Registered: 08/09/12
Posts: 39
I'm only new here and just come out into safety, I saw the psychopath two days ago I believe now with his visa bought new one his face was in anger not smiling stared ahead like he didn't see me pissed off! Hers was I'm sorry to say just dumb no real expression. Yes I've experienced the same the last one a girl he was to marry because I was just the hoare for three years sorry I put that wrong I'm Delilah and he is sampson oh yep you heard right he acts scenes from the bible when he discards it's interesting but myself three years with one year exact to the season over here the stalking occurs his last girlfriend the same three years and a year of stalking in my time frame 6 different girls 1 underager 1 to be married she just got released from rehab word on the street he drugged her bad with animal tranquilisers took her virginity then showed a group of youths who reported him he got off through his discipleship of ministry of having the best interests as she self harms and is a crazy one.

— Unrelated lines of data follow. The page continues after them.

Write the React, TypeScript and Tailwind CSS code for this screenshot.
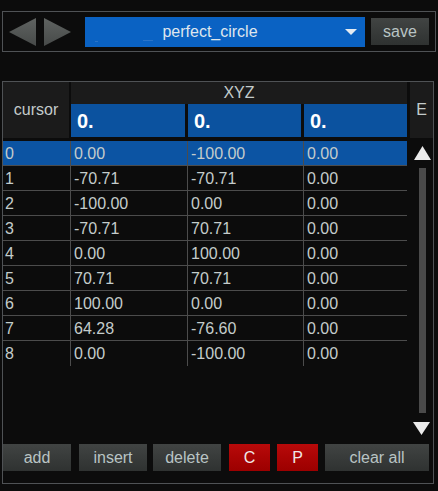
import React from 'react';

const rows: string[][] = [
  ['0', '0.00', '-100.00', '0.00'],
  ['1', '-70.71', '-70.71', '0.00'],
  ['2', '-100.00', '0.00', '0.00'],
  ['3', '-70.71', '70.71', '0.00'],
  ['4', '0.00', '100.00', '0.00'],
  ['5', '70.71', '70.71', '0.00'],
  ['6', '100.00', '0.00', '0.00'],
  ['7', '64.28', '-76.60', '0.00'],
  ['8', '0.00', '-100.00', '0.00'],
];

function Arrow({ dir }: { dir: 'left' | 'right' }) {
  const pts = dir === 'left' ? '0,14 27,0 27,28' : '0,0 27,14 0,28';
  return (
    <svg width="27" height="28" viewBox="0 0 27 28">
      <defs>
        <linearGradient id={`g-${dir}`} x1="0" y1="0" x2="0" y2="1">
          <stop offset="0" stopColor="#5f6361" />
          <stop offset="1" stopColor="#474a49" />
        </linearGradient>
      </defs>
      <polygon points={pts} fill={`url(#g-${dir})`} />
    </svg>
  );
}

function GrayButton({ label, className }: { label: string; className: string }) {
  return (
    <div
      className={`h-[27px] flex items-center justify-center bg-gradient-to-b from-[#414443] to-[#2f3231] text-[#b9c4c4] text-[16px] ${className}`}
    >
      {label}
    </div>
  );
}

function RedButton({ label, className }: { label: string; className: string }) {
  return (
    <div
      className={`h-[27px] flex items-center justify-center bg-gradient-to-b from-[#b80a0a] to-[#9c0000] text-[#f0e8e8] text-[16px] ${className}`}
    >
      {label}
    </div>
  );
}

export default function App() {
  return (
    <div className="w-[438px] h-[491px] bg-[#0c0c0c] font-['Liberation_Sans',Arial,sans-serif] overflow-hidden pt-[11px]">
      {/* preset bar */}
      <div className="ml-[2px] w-[434px] h-[41px] border border-[#4f5255] flex items-center">
        <div className="ml-[6px] flex items-center gap-[8px]">
          <Arrow dir="left" />
          <Arrow dir="right" />
        </div>
        <div className="relative ml-[14px] w-[280px] h-[30px] mt-[1px] bg-[#0a62c3] flex items-center pr-[30px]">
          <span className="flex-1 text-center text-[16px] text-[#dfe6ee]">perfect_circle</span>
          <span className="absolute left-[10px] top-[24px] w-[3px] h-[1px] bg-[#2a74c9]" />
          <span className="absolute left-[58px] top-[23px] w-[10px] h-[1px] bg-[#2a74c9]" />
          <svg className="absolute left-[260px] top-[12px]" width="12" height="6" viewBox="0 0 12 6">
            <polygon points="0,0 12,0 6,6" fill="#e4ebf2" />
          </svg>
        </div>
        <GrayButton label="save" className="ml-[6px] w-[58px]" />
      </div>

      {/* table panel */}
      <div className="mt-[29px] ml-[2px] w-[432px] h-[403px] border border-[#4f5255] flex flex-col">
        {/* header */}
        <div className="flex h-[56px]">
          <div className="w-[66px] bg-[#1b1b1b] flex items-center justify-center text-[16px] text-[#c3cbcb]">
            cursor
          </div>
          <div className="w-[2px]" />
          <div className="w-[336px] flex flex-col">
            <div className="h-[22px] bg-[#1b1b1b] flex items-center justify-center text-[16px] text-[#c3cbcb]">
              XYZ
            </div>
            <div className="h-[33px] flex gap-[3px]">
              <div className="w-[114px] bg-[#0b529f] flex items-center pl-[6px] text-[20px] font-bold text-white">0.</div>
              <div className="w-[113px] bg-[#0b529f] flex items-center pl-[6px] text-[20px] font-bold text-white">0.</div>
              <div className="w-[103px] bg-[#0b529f] flex items-center pl-[6px] text-[20px] font-bold text-white">0.</div>
            </div>
          </div>
          <div className="w-[3px]" />
          <div className="w-[23px] bg-[#1b1b1b] flex justify-center pt-[16px] text-[16px] text-[#c3cbcb]">E</div>
        </div>

        {/* body */}
        <div className="mt-[3px] h-[300px] flex">
          <div className="w-[404px]">
            {rows.map((r, i) => {
              const sel = i === 0;
              const last = i === rows.length - 1;
              const cell = `h-[25px] flex items-center pt-[1px] text-[16px] text-[#c4cccb] border-r border-[#4c4c4c] ${
                last ? '' : 'border-b'
              } ${sel ? 'bg-[#0c54a3]' : ''}`;
              return (
                <div key={i} className="flex">
                  <div className={`${cell} w-[68px] pl-[2px]`}>{r[0]}</div>
                  <div className={`${cell} w-[117px] pl-[3px]`}>{r[1]}</div>
                  <div className={`${cell} w-[116px] pl-[3px]`}>{r[2]}</div>
                  <div className={`h-[25px] flex items-center pt-[1px] text-[16px] text-[#c4cccb] w-[103px] pl-[3px] ${
                    last ? '' : 'border-b border-[#4c4c4c]'
                  } ${sel ? 'bg-[#0c54a3]' : ''}`}>{r[3]}</div>
                </div>
              );
            })}
          </div>
          {/* scrollbar */}
          <div className="w-[26px] flex flex-col items-center pt-[5px]">
            <svg width="17" height="14" viewBox="0 0 17 14" className="ml-[4px]">
              <polygon points="8.5,0 17,14 0,14" fill="#ebebeb" />
            </svg>
            <div className="mt-[8px] ml-[4px] w-[7px] h-[245px] bg-[#4a4a4a]" />
            <svg width="17" height="13" viewBox="0 0 17 13" className="mt-[9px] ml-[3px]">
              <polygon points="0,0 17,0 8.5,13" fill="#ebebeb" />
            </svg>
          </div>
        </div>

        {/* buttons */}
        <div className="mt-[3px] flex">
          <GrayButton label="add" className="w-[68px]" />
          <GrayButton label="insert" className="ml-[8px] w-[68px]" />
          <GrayButton label="delete" className="ml-[6px] w-[68px]" />
          <RedButton label="C" className="ml-[8px] w-[41px]" />
          <RedButton label="P" className="ml-[7px] w-[41px]" />
          <GrayButton label="clear all" className="ml-[7px] w-[104px]" />
        </div>
      </div>
    </div>
  );
}
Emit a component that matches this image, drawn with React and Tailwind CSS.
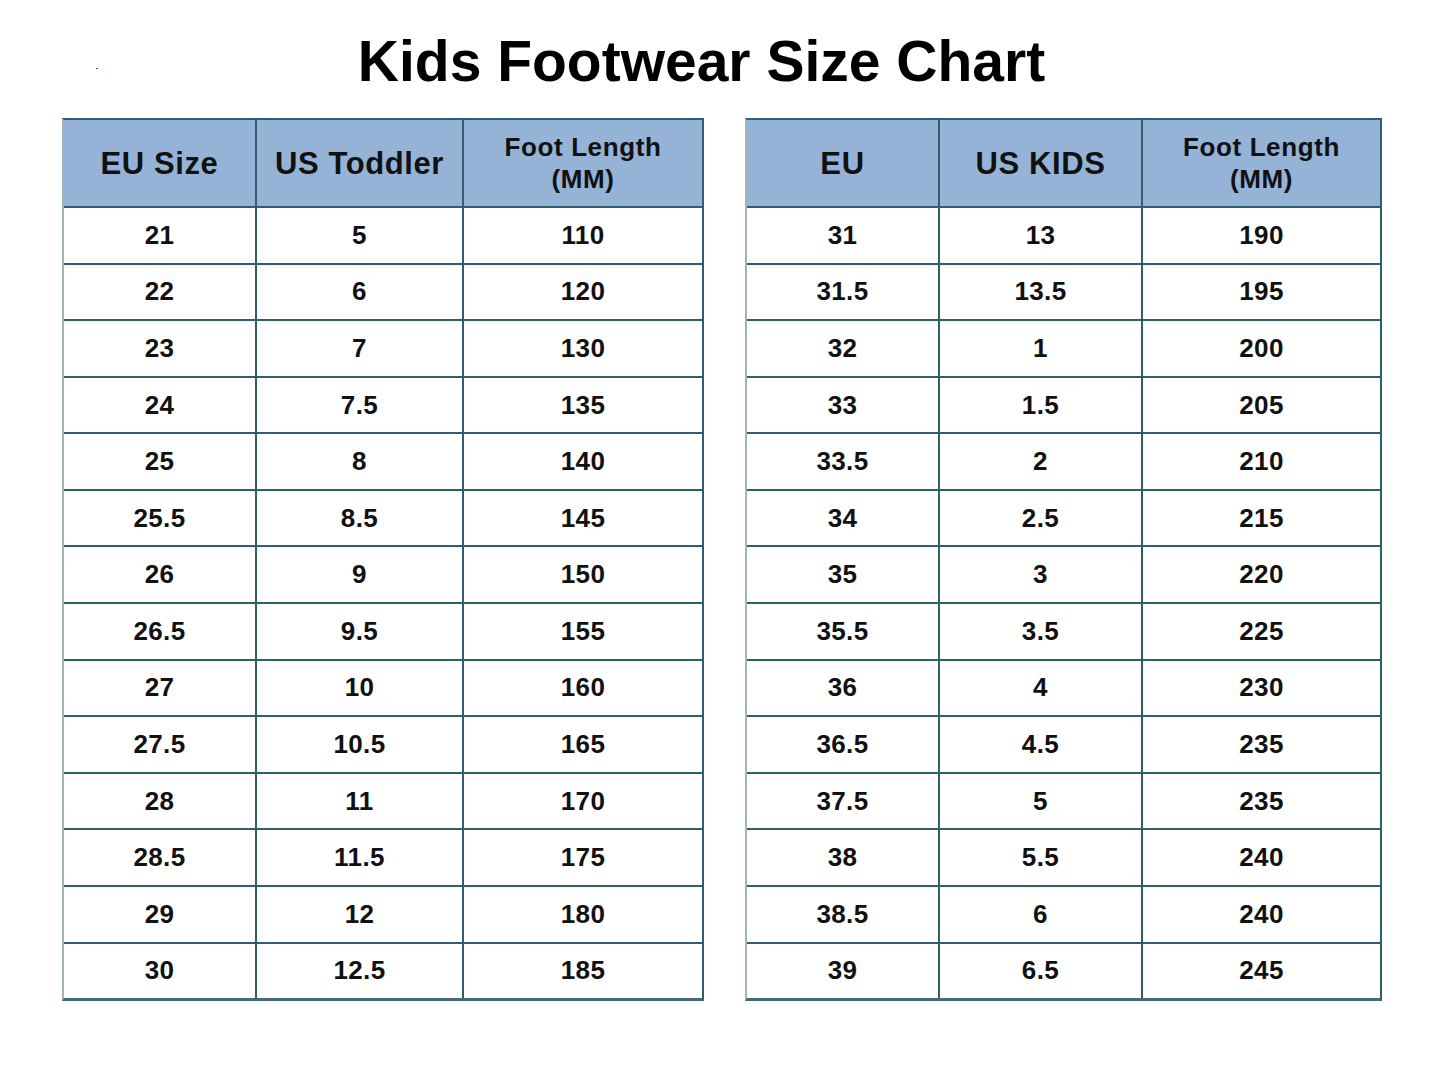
import React from 'react';

const toddler = [
  ['21', '5', '110'],
  ['22', '6', '120'],
  ['23', '7', '130'],
  ['24', '7.5', '135'],
  ['25', '8', '140'],
  ['25.5', '8.5', '145'],
  ['26', '9', '150'],
  ['26.5', '9.5', '155'],
  ['27', '10', '160'],
  ['27.5', '10.5', '165'],
  ['28', '11', '170'],
  ['28.5', '11.5', '175'],
  ['29', '12', '180'],
  ['30', '12.5', '185'],
];

const kids = [
  ['31', '13', '190'],
  ['31.5', '13.5', '195'],
  ['32', '1', '200'],
  ['33', '1.5', '205'],
  ['33.5', '2', '210'],
  ['34', '2.5', '215'],
  ['35', '3', '220'],
  ['35.5', '3.5', '225'],
  ['36', '4', '230'],
  ['36.5', '4.5', '235'],
  ['37.5', '5', '235'],
  ['38', '5.5', '240'],
  ['38.5', '6', '240'],
  ['39', '6.5', '245'],
];

// widths of the three columns (px)
const SizeTable = ({ heads, rows, cols }) => (
  <div className="flex flex-col border-t-2 border-t-[#2d5f6c] border-l-2 border-l-[#a3b3ba] border-r-2 border-r-[#2d5f6c] border-b-[3px] border-b-[#46697a]">
    <div className="flex h-[86px] bg-[#95b3d7]">
      {heads.map((h, i) => (
        <div
          key={i}
          style={{ width: cols[i] }}
          className={`flex flex-col items-center justify-center shrink-0 ${i > 0 ? 'border-l-2 border-[#2d5f6c]' : ''}`}
        >
          {h}
        </div>
      ))}
    </div>
    <div className="flex flex-col h-[792px]">
      {rows.map((r, ri) => (
        <div key={ri} className="flex flex-1 border-t-2 border-[#2d5f6c]">
          {r.map((c, i) => (
            <div
              key={i}
              style={{ width: cols[i] }}
              className={`flex items-center justify-center shrink-0 text-[26px] tracking-[0.4px] font-bold text-[#111] ${i > 0 ? 'border-l-2 border-[#2d5f6c]' : ''}`}
            >
              {c}
            </div>
          ))}
        </div>
      ))}
    </div>
  </div>
);

const Big = ({ children }) => (
  <span className="text-[31px] tracking-[0.6px] font-bold leading-none text-[#111]">{children}</span>
);
const Two = () => (
  <>
    <span className="text-[26px] tracking-[0.6px] font-bold leading-[32px] text-[#111]">Foot Length</span>
    <span className="text-[26px] tracking-[0.6px] font-bold leading-[32px] text-[#111]">(MM)</span>
  </>
);

const App = () => (
  <div
    className="relative w-[1445px] h-[1067px] bg-white overflow-hidden"
    style={{ fontFamily: '"Liberation Sans", Arial, sans-serif' }}
  >
    {/* stray speck in the original */}
    <span className="absolute left-[96px] top-[68px] w-[2px] h-[1px] bg-[#2d5f6c]" />
    <div className="pt-[33px] pr-[42px] flex justify-center">
      <h1 className="text-[57px] leading-[57px] font-bold text-black">Kids Footwear Size Chart</h1>
    </div>
    <div className="mt-[28px] pl-[62px] flex gap-[41px]">
      <SizeTable
        heads={[<Big>EU Size</Big>, <Big>US Toddler</Big>, <Two />]}
        rows={toddler}
        cols={[191, 207, 240]}
      />
      <SizeTable
        heads={[<Big>EU</Big>, <Big>US KIDS</Big>, <Two />]}
        rows={kids}
        cols={[191, 203, 239]}
      />
    </div>
  </div>
);

export default App;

The sadness I feel for you as well as understanding the grief. If it's any consellation since reading your threads articles I realised in a abrupt way I havnt dreamt all this there are others as far away like me and you cannot imagine how isolated I am I thank you so much for having the courage to post your feelings it's given me strength you will never believe I got out of my room for two days as I read this forum I realise too I'm in recovery thank you so much for some truth.